WHAT IS ASKED » Output the material word for word. Leave each picture out.

SOURCE MATERIAL »
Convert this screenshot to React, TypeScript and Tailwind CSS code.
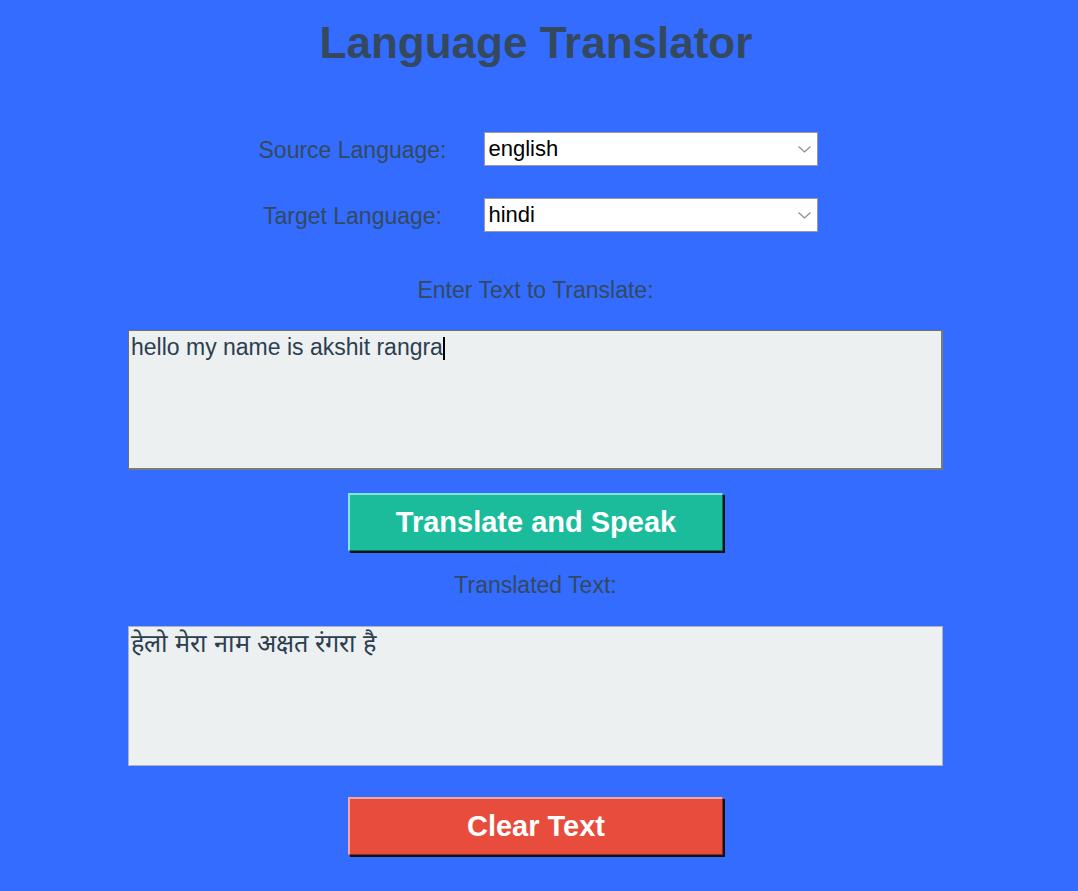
import React, { useState } from 'react'

const languages = ['english', 'hindi', 'french', 'spanish', 'german']

const Chevron = () => (
    <svg width="13" height="7" viewBox="0 0 13 7" fill="none" className="shrink-0">
        <path d="M0.5 0.5L6.5 6L12.5 0.5" stroke="#8a8a8a" strokeWidth="1.1" />
    </svg>
)

interface LangSelectProps {
    label: string;
    value: string;
}

const LangRow: React.FC<LangSelectProps> = ({ label, value }) => (
    <>
        <div className="h-[34px] flex items-center justify-center pt-[3px] text-[23px] text-[#34495e] whitespace-nowrap">
            {label}
        </div>
        <div className="h-[34px] w-[334px] bg-white border border-[#9a9a9a] flex items-center justify-between pl-[4px] pr-[6px]">
            <span className="text-[22px] text-black leading-none">{value}</span>
            <Chevron />
        </div>
    </>
)

const App: React.FC = () => {
    const [source] = useState(languages[0])
    const [target] = useState(languages[1])
    const [input] = useState('hello my name is akshit rangra')
    const [output] = useState('हेलो मेरा नाम अक्षत रंगरा है')

    return (
        <div className="min-h-screen bg-[#336cff] flex flex-col items-center font-['Liberation_Sans',Arial,sans-serif] pb-10">
            <h1 className="mt-[21px] text-[44px] leading-none font-bold text-[#34495e] ml-[-6px]">
                Language Translator
            </h1>

            <div className="mt-[67px] grid grid-cols-[192px_334px] gap-x-[35px] gap-y-[32px] ml-[-4px]">
                <LangRow label="Source Language:" value={source} />
                <LangRow label="Target Language:" value={target} />
            </div>

            <p className="mt-[45px] h-[26px] leading-[26px] text-[23px] text-[#34495e] ml-[-7px]">Enter Text to Translate:</p>

            <div className="mt-[27px] w-[815px] h-[140px] bg-[#ecf0f1] border border-[#6f6f6f] border-r-2 border-b-2 border-r-[#7a7a7a] border-b-[#7a7a7a] px-[2px] pt-[3px] text-[23px] text-[#2c3e50] leading-[26px] ml-[-7px]">
                {input}
                <span className="inline-block w-[2.5px] h-[23px] bg-black align-[-5px]" />
            </div>

            <button className="mt-[23px] w-[375px] h-[58px] bg-[#1abc9c] border-t-2 border-l-2 border-t-[#86e6d3] border-l-[#86e6d3] border-b border-r border-b-[#0e6b58] border-r-[#0e6b58] shadow-[2px_2px_0_#111] text-white font-bold text-[29px] leading-none ml-[-7px]">
                Translate and Speak
            </button>

            <p className="mt-[21px] h-[26px] leading-[26px] text-[23px] text-[#34495e] ml-[-7px]">Translated Text:</p>

            <div className="mt-[28px] w-[815px] h-[140px] bg-[#ecf0f1] border border-[#aab4c8] px-[2px] pt-[1px] text-[25.3px] text-[#2c3e50] leading-[30px] ml-[-7px]">
                {output}
            </div>

            <button className="mt-[31px] w-[375px] h-[58px] bg-[#e74c3c] border-t-2 border-l-2 border-t-[#f2a79f] border-l-[#f2a79f] border-b border-r border-b-[#8c2a1f] border-r-[#8c2a1f] shadow-[2px_2px_0_#111] text-white font-bold text-[29px] leading-none ml-[-7px]">
                Clear Text
            </button>
        </div>
    )
}

export default App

RESPONSE »
Convert this screenshot to React, TypeScript and Tailwind CSS code.
import React, { useState } from 'react'

const languages = ['english', 'hindi', 'french', 'spanish', 'german']

const Chevron = () => (
    <svg width="13" height="7" viewBox="0 0 13 7" fill="none" className="shrink-0">
        <path d="M0.5 0.5L6.5 6L12.5 0.5" stroke="#8a8a8a" strokeWidth="1.1" />
    </svg>
)

interface LangSelectProps {
    label: string;
    value: string;
}

const LangRow: React.FC<LangSelectProps> = ({ label, value }) => (
    <>
        <div className="h-[34px] flex items-center justify-center pt-[3px] text-[23px] text-[#34495e] whitespace-nowrap">
            {label}
        </div>
        <div className="h-[34px] w-[334px] bg-white border border-[#9a9a9a] flex items-center justify-between pl-[4px] pr-[6px]">
            <span className="text-[22px] text-black leading-none">{value}</span>
            <Chevron />
        </div>
    </>
)

const App: React.FC = () => {
    const [source] = useState(languages[0])
    const [target] = useState(languages[1])
    const [input] = useState('hello my name is akshit rangra')
    const [output] = useState('हेलो मेरा नाम अक्षत रंगरा है')

    return (
        <div className="min-h-screen bg-[#336cff] flex flex-col items-center font-['Liberation_Sans',Arial,sans-serif] pb-10">
            <h1 className="mt-[21px] text-[44px] leading-none font-bold text-[#34495e] ml-[-6px]">
                Language Translator
            </h1>

            <div className="mt-[67px] grid grid-cols-[192px_334px] gap-x-[35px] gap-y-[32px] ml-[-4px]">
                <LangRow label="Source Language:" value={source} />
                <LangRow label="Target Language:" value={target} />
            </div>

            <p className="mt-[45px] h-[26px] leading-[26px] text-[23px] text-[#34495e] ml-[-7px]">Enter Text to Translate:</p>

            <div className="mt-[27px] w-[815px] h-[140px] bg-[#ecf0f1] border border-[#6f6f6f] border-r-2 border-b-2 border-r-[#7a7a7a] border-b-[#7a7a7a] px-[2px] pt-[3px] text-[23px] text-[#2c3e50] leading-[26px] ml-[-7px]">
                {input}
                <span className="inline-block w-[2.5px] h-[23px] bg-black align-[-5px]" />
            </div>

            <button className="mt-[23px] w-[375px] h-[58px] bg-[#1abc9c] border-t-2 border-l-2 border-t-[#86e6d3] border-l-[#86e6d3] border-b border-r border-b-[#0e6b58] border-r-[#0e6b58] shadow-[2px_2px_0_#111] text-white font-bold text-[29px] leading-none ml-[-7px]">
                Translate and Speak
            </button>

            <p className="mt-[21px] h-[26px] leading-[26px] text-[23px] text-[#34495e] ml-[-7px]">Translated Text:</p>

            <div className="mt-[28px] w-[815px] h-[140px] bg-[#ecf0f1] border border-[#aab4c8] px-[2px] pt-[1px] text-[25.3px] text-[#2c3e50] leading-[30px] ml-[-7px]">
                {output}
            </div>

            <button className="mt-[31px] w-[375px] h-[58px] bg-[#e74c3c] border-t-2 border-l-2 border-t-[#f2a79f] border-l-[#f2a79f] border-b border-r border-b-[#8c2a1f] border-r-[#8c2a1f] shadow-[2px_2px_0_#111] text-white font-bold text-[29px] leading-none ml-[-7px]">
                Clear Text
            </button>
        </div>
    )
}

export default App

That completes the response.